Image: Tayana 37 plan.
The Tayana 37 was designed by Robert Perry.

Gyatso is a 1985 Tayana 37 sailboat that David and Lisa purchased in Yarmouth, Maine in October 2005. Designed by American naval architect Robert Perry and built in Taiwan by the Ta-Yang Yacht Building Company, the Tayana 37 has a classic look with its bowsprit and canoe-ended stern.

This sturdy double-ender was originally designed as a couple’s world cruiser — a boat that could be taken anywhere in the world. More than 600 T37s have been built since the 1970s. Gyatso has a cutter rig (pictured left) with a fully-battened mainsail and two foresails: a self-tending staysail and a Yankee. Both are roller-furling. Gyatso is outfitted with a 30 hp Yanmar diesel engine. We are the fourth owners.

The Name

Gyatso (pronounced “ghi-yah-tso”) is the Tibetan word for “ocean.” One of the most common questions we were asked about our boat’s name was, “What do the Tibetans know about oceans?” This gave David the opportunity to explain that the term is also used by Tibetans to describe the concept of vastness. He usually added, “Gyatso Rinpoche is the title that Tibetans use for His Holiness the Dalai Lama.” The Tibetan title means “vast or precious ocean of compassion.”
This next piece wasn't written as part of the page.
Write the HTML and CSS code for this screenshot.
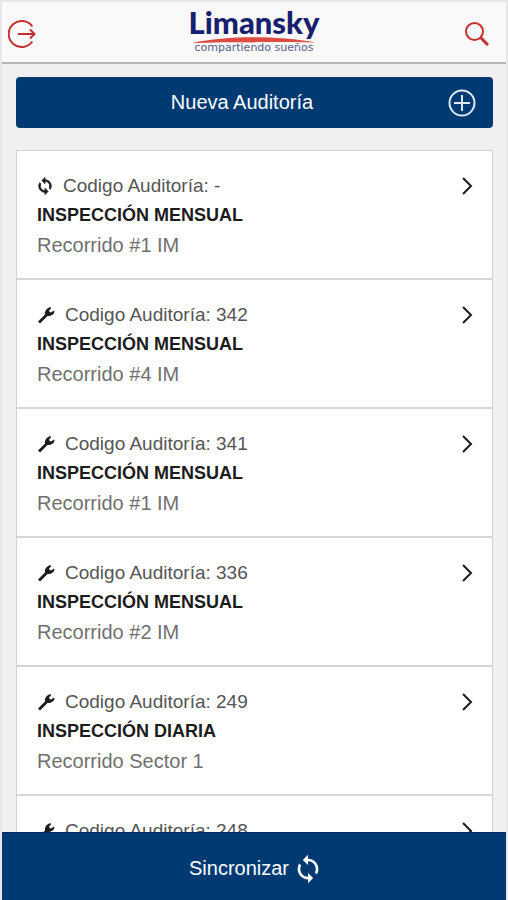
FILE: index.html
```html
<!DOCTYPE html>
<html lang="es">
	<head>
		<meta charset="utf-8">
		<title>Limansky - Auditorías</title>
		<meta name="viewport" content="width=device-width, initial-scale=1">
		<link rel="stylesheet" href="styles.css">
	</head>
	<body>
		<svg class="sprite" aria-hidden="true">
			<symbol id="wrench" viewBox="0 0 18 18">
				<path d="M1 15.500 8 8.500C7.400 5.500 9.500 2 13.500 1L14 2.500 12 4.500 12.800 6.200 14.800 6.200 16.600 4.500 17.500 5.500C17 8.500 14 10.300 10.500 10L3 17.500Z" />
			</symbol>
			<symbol id="sync" viewBox="3.500 .5 17 23">
				<path d="M12 4V1L8 5l4 4V6c3.310 0 6 2.690 6 6 0 1.010-.250 1.970-.700 2.800l1.460 1.460C19.540 15.030 20 13.570 20 12c0-4.420-3.580-8-8-8zM12 18c-3.310 0-6-2.690-6-6 0-1.010.250-1.970.700-2.800L5.240 7.740C4.460 8.970 4 10.430 4 12c0 4.420 3.580 8 8 8v3l4-4-4-4v3z" />
			</symbol>
			<symbol id="chevron" viewBox="0 0 12 20">
				<path d="M2 2 10 10 2 18" />
			</symbol>
		</svg>

		<header class="topbar">
			<button class="icon-button" type="button" aria-label="Salir">
				<svg class="line-icon" width="28" height="28" viewBox="0 0 28 28">
					<path d="M24.300 6.500A13 13 0 1 0 24.300 21.500M10 14H26M22 9.500 26.500 14 22 18.500" />
				</svg>
			</button>
			<div class="logo">
				<span class="logo-name">Limansky</span>
				<svg class="logo-swoosh" viewBox="0 0 124 6" preserveAspectRatio="none">
					<path d="M0 6C35-1.500 85-1.500 124 5.500 85 4.500 40 5 0 6Z" />
				</svg>
				<span class="logo-tagline">compartiendo sueños</span>
			</div>
			<button class="icon-button" type="button" aria-label="Buscar">
				<svg class="line-icon" width="24" height="24" viewBox="0 0 24 24">
					<circle cx="9.500" cy="9.500" r="8.500" />
					<path class="handle" d="M15.500 15.500 23 23" />
				</svg>
			</button>
		</header>

		<main>
			<button class="new-audit" type="button">
				<span>Nueva Auditoría</span>
				<svg width="28" height="28" viewBox="0 0 28 28">
					<path d="M14 6V22M6 14H22" />
					<circle cx="14" cy="14" r="12.500" />
				</svg>
			</button>

			<ul class="audits">
				<li>
					<a href="#">
						<span class="code"><svg class="pending"><use href="#sync" /></svg>Codigo Auditoría: -</span>
						<strong>INSPECCIÓN MENSUAL</strong>
						<span class="route">Recorrido #1 IM</span>
						<svg class="chevron"><use href="#chevron" /></svg>
					</a>
				</li>
				<li>
					<a href="#">
						<span class="code"><svg class="wrench"><use href="#wrench" /></svg>Codigo Auditoría: 342</span>
						<strong>INSPECCIÓN MENSUAL</strong>
						<span class="route">Recorrido #4 IM</span>
						<svg class="chevron"><use href="#chevron" /></svg>
					</a>
				</li>
				<li>
					<a href="#">
						<span class="code"><svg class="wrench"><use href="#wrench" /></svg>Codigo Auditoría: 341</span>
						<strong>INSPECCIÓN MENSUAL</strong>
						<span class="route">Recorrido #1 IM</span>
						<svg class="chevron"><use href="#chevron" /></svg>
					</a>
				</li>
				<li>
					<a href="#">
						<span class="code"><svg class="wrench"><use href="#wrench" /></svg>Codigo Auditoría: 336</span>
						<strong>INSPECCIÓN MENSUAL</strong>
						<span class="route">Recorrido #2 IM</span>
						<svg class="chevron"><use href="#chevron" /></svg>
					</a>
				</li>
				<li>
					<a href="#">
						<span class="code"><svg class="wrench"><use href="#wrench" /></svg>Codigo Auditoría: 249</span>
						<strong>INSPECCIÓN DIARIA</strong>
						<span class="route">Recorrido Sector 1</span>
						<svg class="chevron"><use href="#chevron" /></svg>
					</a>
				</li>
				<li>
					<a href="#">
						<span class="code"><svg class="wrench"><use href="#wrench" /></svg>Codigo Auditoría: 248</span>
						<svg class="chevron"><use href="#chevron" /></svg>
					</a>
				</li>
			</ul>
		</main>

		<button class="sync-bar" type="button">
			Sincronizar
			<svg><use href="#sync" /></svg>
		</button>
	</body>
</html>
```
FILE: styles.css
```css
* {
	box-sizing: border-box;
}
html,
body {
	margin: 0;
	height: 100%;
}
body {
	display: flex;
	flex-direction: column;
	overflow: hidden;
	border: 2px solid #e8e8e8;
	border-bottom: none;
	background: #f1eff0;
	color: #1c1c1c;
	font-family: "Liberation Sans", Arial, sans-serif;
	font-size: 19px;
}
button {
	font: inherit;
	border: none;
	cursor: pointer;
}
svg {
	display: block;
	flex: none;
}
.sprite {
	position: absolute;
	width: 0;
	height: 0;
}

.topbar {
	flex: none;
	display: flex;
	justify-content: space-between;
	align-items: center;
	height: 62px;
	padding: 0 17px 0 6px;
	background: #f9f9f9;
	border-bottom: 2px solid #b5b5b5;
}
.icon-button {
	padding: 3px 0 0;
	background: none;
}
.line-icon {
	fill: none;
	stroke: #c4302c;
	stroke-width: 2;
}
.line-icon .handle {
	stroke-width: 3;
}
.logo {
	display: flex;
	flex-direction: column;
	align-items: center;
	padding: 0 0 4px 7px;
}
.logo-name {
	color: #17206f;
	font-family: Lato, sans-serif;
	font-size: 31px;
	font-weight: 900;
	line-height: 30px;
}
.logo-swoosh {
	width: 124px;
	height: 6px;
	fill: #dd4b42;
}
.logo-tagline {
	color: #5b5f8c;
	font-family: "DejaVu Sans", sans-serif;
	font-size: 11px;
	line-height: 10px;
}

main {
	flex: 1;
	min-height: 0;
	overflow: hidden;
	padding: 13px 13px 0 14px;
}
.new-audit {
	display: grid;
	grid-template-columns: 1fr 28px;
	align-items: center;
	width: 100%;
	height: 51px;
	padding: 0 17px 0 20px;
	background: #003a73;
	border-radius: 4px;
	color: #fff;
	font-size: 20px;
}
.new-audit svg {
	fill: none;
	stroke: #dfe8f5;
	stroke-width: 2;
}

.audits {
	list-style: none;
	margin: 22px 0 0;
	padding: 0;
	background: #fff;
	border: 1px solid #d2d3d6;
}
.audits li {
	border-bottom: 2px solid #d5d6d9;
}
.audits a {
	display: grid;
	grid-template-columns: 1fr 12px;
	row-gap: 1px;
	padding: 20px 19px 18px 20px;
	color: inherit;
	line-height: 29px;
	text-decoration: none;
}
.audits .code,
.audits strong,
.audits .route {
	grid-column: 1;
}
.code {
	display: flex;
	align-items: center;
	gap: 10px;
	color: #555;
}
.audits strong {
	font-size: 18px;
}
.route {
	color: #707070;
	font-size: 20px;
}
.wrench {
	width: 18px;
	height: 18px;
	fill: #1c1c1c;
}
.pending {
	width: 16px;
	height: 18px;
	fill: #1c1c1c;
	stroke: #1c1c1c;
}
.chevron {
	grid-column: 2;
	grid-row: 1;
	align-self: center;
	width: 12px;
	height: 20px;
	fill: none;
	stroke: #1c1c1c;
	stroke-width: 2;
}

.sync-bar {
	flex: none;
	display: flex;
	justify-content: center;
	align-items: center;
	gap: 8px;
	height: 68px;
	padding: 4px 0 0;
	background: #003a73;
	border-top: 1px solid #00246a;
	color: #fff;
	font-size: 20px;
}
.sync-bar svg {
	width: 22px;
	height: 30px;
	fill: #fff;
}
```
While trying to create positive thought forms about cruising full-time, David always attached the name Gyatso to the boat he would sail away in someday. “When we bought our Tayana 37, we decided it was just the right name for the boat of our dreams,” says Lisa.  After renaming the boat, the couple invited two senior monks from the JaLing Tibetan Buddhist Cultural Center in Baltimore, MD, to perform a naming ceremony and give blessings for safe passage.

The name “Tayana” is coincidentally derived from the Mandarin Chinese word for “ocean.” Under previous owners, our boat was named Cleartime and Wayward, neither of which held much meaning for us.